Accept that focus will break—that's part of the process. Use clear anchors (breath at nostrils, counting, body sensations). When distracted, notice where attention went without analysis, then return. Over time, distractions still arise but hold less power.


How do you deal with racing thoughts during meditation?

Don't fight the thoughts—observe them. Label them gently ("thinking") and return to your anchor. Expect resistance for the first 5-7 minutes; the mind takes time to settle. If racing thoughts persist, try counting breaths—more active anchors give the mind something to do.

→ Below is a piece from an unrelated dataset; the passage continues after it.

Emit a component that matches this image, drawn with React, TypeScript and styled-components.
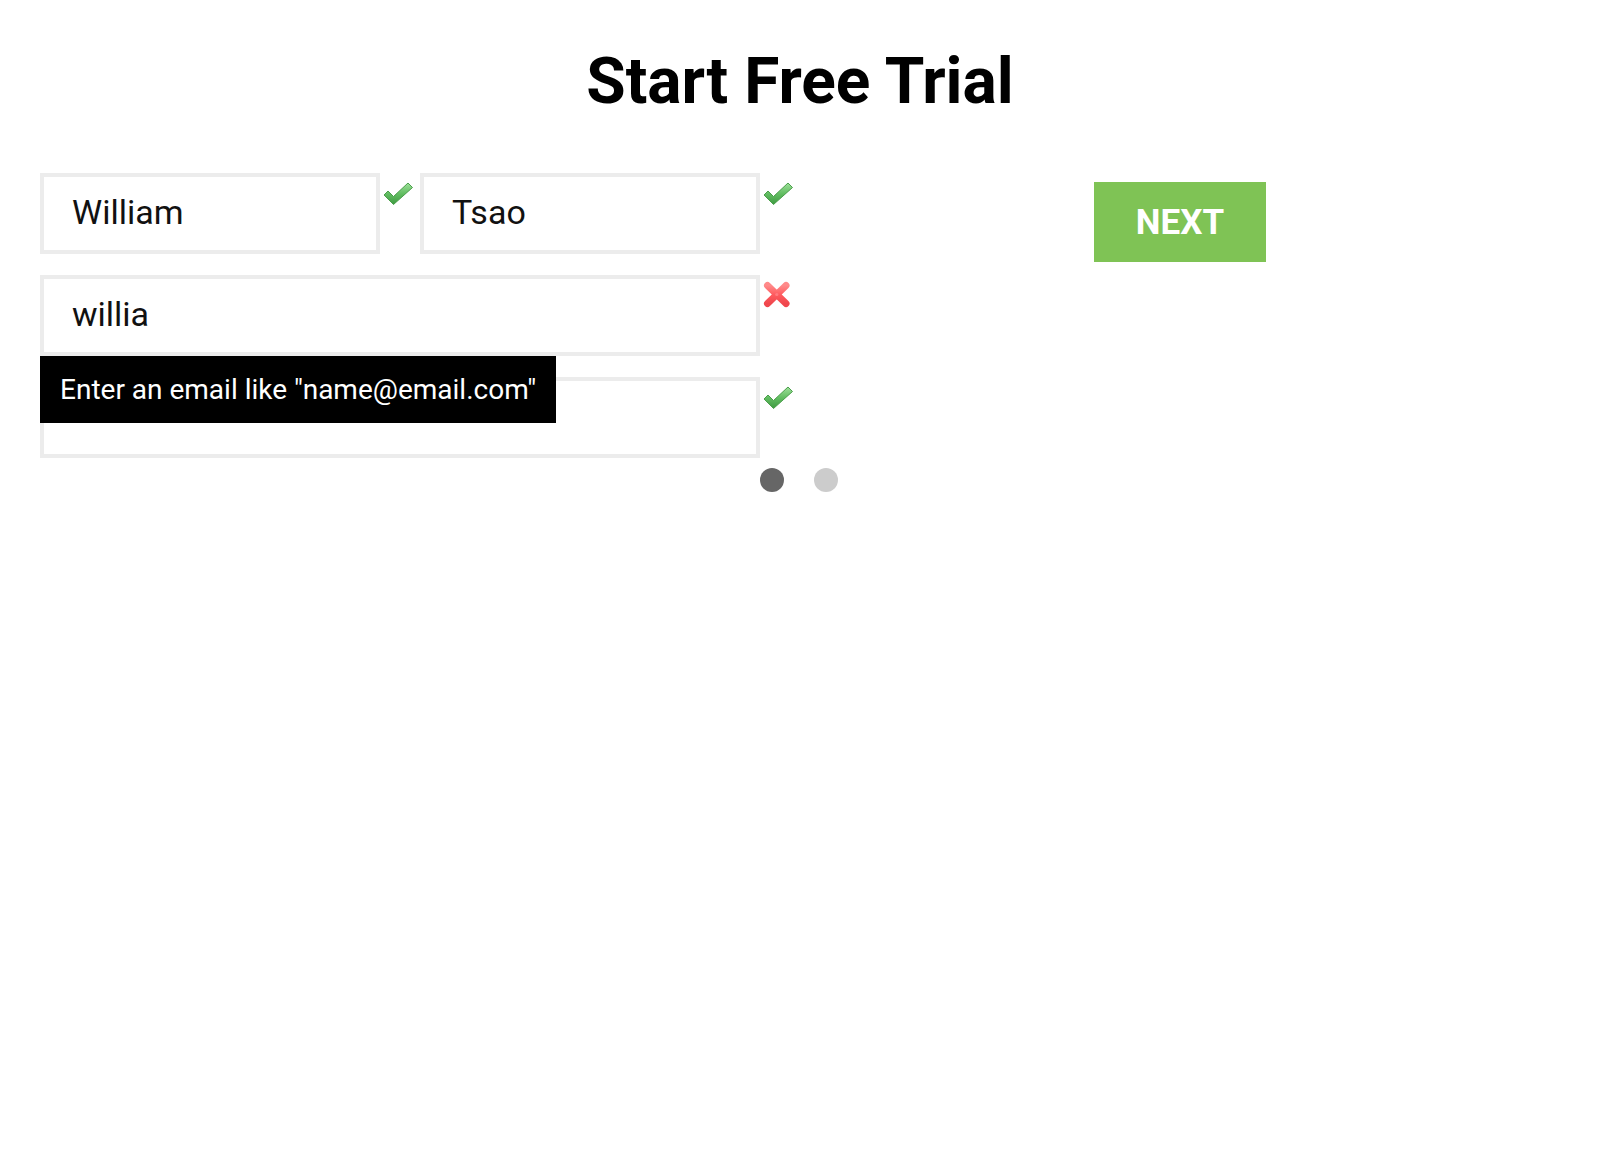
import React from "react";
import styled, { createGlobalStyle } from "styled-components";

const GlobalStyle = createGlobalStyle`
  html, body {
    margin: 0;
    padding: 0;
    background: #ffffff;
    font-family: Roboto, "Liberation Sans", Arial, sans-serif;
    color: #000;
  }
  * { box-sizing: border-box; }
`;

const Page = styled.div`
  width: 1600px;
  min-height: 1156px;
  display: flex;
  flex-direction: column;
`;

const Title = styled.h1`
  margin: 50px 0 0;
  font-family: Roboto, "Liberation Sans", Arial, sans-serif;
  font-weight: 700;
  font-size: 64px;
  line-height: 64px;
  text-align: center;
  color: #000;
`;

const Main = styled.div`
  display: flex;
  align-items: flex-start;
  padding-left: 40px;
  margin-top: 59px;
`;

const Form = styled.form`
  display: flex;
  flex-direction: column;
  gap: 21px;
  width: 760px;
  margin: 0;
`;

const Row = styled.div`
  display: flex;
`;

const Field = styled.div`
  display: flex;
  align-items: flex-start;
`;

const InputWrap = styled.div<{ $w: number }>`
  position: relative;
  width: ${(p) => p.$w}px;
`;

const Input = styled.input`
  display: block;
  width: 100%;
  height: 81px;
  border: 4px solid #ececec;
  padding: 0 0 4px 28px;
  margin: 0;
  font-family: Roboto, "Liberation Sans", Arial, sans-serif;
  font-size: 34px;
  color: #111;
  background: #fff;
  outline: none;
  border-radius: 0;
`;

const IconSlot = styled.div<{ $top?: number }>`
  width: 40px;
  padding: ${(p) => p.$top ?? 9}px 0 0 3px;
  display: flex;
`;

const Tooltip = styled.div`
  position: absolute;
  top: 100%;
  left: 0;
  width: 516px;
  height: 67px;
  background: #000;
  color: #fff;
  font-family: Roboto, "Liberation Sans", Arial, sans-serif;
  font-size: 28px;
  padding: 0 20px;
  display: flex;
  align-items: center;
  white-space: nowrap;
  z-index: 2;
`;

const NextButton = styled.button`
  margin: 9px 0 0 294px;
  width: 172px;
  height: 80px;
  border: none;
  background: #7fc355;
  color: #fff;
  font-family: Roboto, "Liberation Sans", Arial, sans-serif;
  font-weight: 700;
  font-size: 35px;
  cursor: pointer;
  padding: 0;
`;

const Dots = styled.div`
  display: flex;
  justify-content: center;
  gap: 30px;
  margin-top: 10px;
  padding-right: 2px;
`;

const Dot = styled.span<{ $active?: boolean }>`
  width: 24px;
  height: 24px;
  border-radius: 50%;
  background: ${(p) => (p.$active ? "#666666" : "#cccccc")};
`;

const CheckIcon: React.FC = () => (
  <svg width="31" height="24" viewBox="0 0 31 24">
    <defs>
      <linearGradient id="chk" x1="0" y1="0" x2="0" y2="1">
        <stop offset="0" stopColor="#9ee09a" />
        <stop offset="0.5" stopColor="#62bd62" />
        <stop offset="1" stopColor="#3f9a42" />
      </linearGradient>
    </defs>
    <polygon
      points="1,13 5,9 10.5,14.5 25,1 29.5,5.5 10.5,22.5"
      fill="url(#chk)"
      stroke="#4a9f4a"
      strokeWidth="1"
      strokeLinejoin="round"
    />
  </svg>
);

const CrossIcon: React.FC = () => (
  <svg width="28" height="27" viewBox="0 0 28 27">
    <defs>
      <linearGradient id="crs" x1="0" y1="0" x2="0" y2="1">
        <stop offset="0" stopColor="#ff8a8a" />
        <stop offset="0.5" stopColor="#ff5b5f" />
        <stop offset="1" stopColor="#f0474d" />
      </linearGradient>
    </defs>
    <g stroke="url(#crs)" strokeWidth="7" strokeLinecap="round">
      <line x1="4.5" y1="4.5" x2="23" y2="22.5" />
      <line x1="23" y1="4.5" x2="4.5" y2="22.5" />
    </g>
    <circle cx="13.8" cy="13.5" r="1.6" fill="#ff7b80" />
  </svg>
);

export default function App() {
  return (
    <Page>
      <GlobalStyle />
      <Title>Start Free Trial</Title>
      <Main>
        <Form onSubmit={(e) => e.preventDefault()}>
          <Row>
            <Field>
              <InputWrap $w={340}>
                <Input defaultValue="William" />
              </InputWrap>
              <IconSlot>
                <CheckIcon />
              </IconSlot>
            </Field>
            <Field>
              <InputWrap $w={340}>
                <Input defaultValue="Tsao" />
              </InputWrap>
              <IconSlot>
                <CheckIcon />
              </IconSlot>
            </Field>
          </Row>
          <Row>
            <Field>
              <InputWrap $w={720}>
                <Input defaultValue="willia" />
                <Tooltip>Enter an email like "name@email.com"</Tooltip>
              </InputWrap>
              <IconSlot $top={6}>
                <CrossIcon />
              </IconSlot>
            </Field>
          </Row>
          <Row>
            <Field>
              <InputWrap $w={720}>
                <Input type="password" defaultValue="" />
              </InputWrap>
              <IconSlot>
                <CheckIcon />
              </IconSlot>
            </Field>
          </Row>
        </Form>
        <NextButton type="button">NEXT</NextButton>
      </Main>
      <Dots>
        <Dot $active />
        <Dot />
      </Dots>
    </Page>
  );
}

How often should you meditate?

Daily practice produces the clearest results. Even 5 minutes daily is more effective than 30 minutes twice a week. The cumulative effect depends on continuity—each session builds on the last. Missing a day doesn't erase progress, but consistency accelerates development.


What is the best time of day to meditate?

Morning works best for most people—before the day's demands accumulate. The mind is naturally clearer after rest. Evening practice helps some people transition from work mode, but can compete with fatigue. Consistency at any time beats sporadic "perfect" timing.


How do you build a consistent meditation practice?

Anchor it to an existing habit (after coffee, before shower). Start smaller than you think necessary—2 minutes feels almost trivial. Track streaks visually. Prepare your space the night before. Don't negotiate with yourself in the moment; the decision was made yesterday.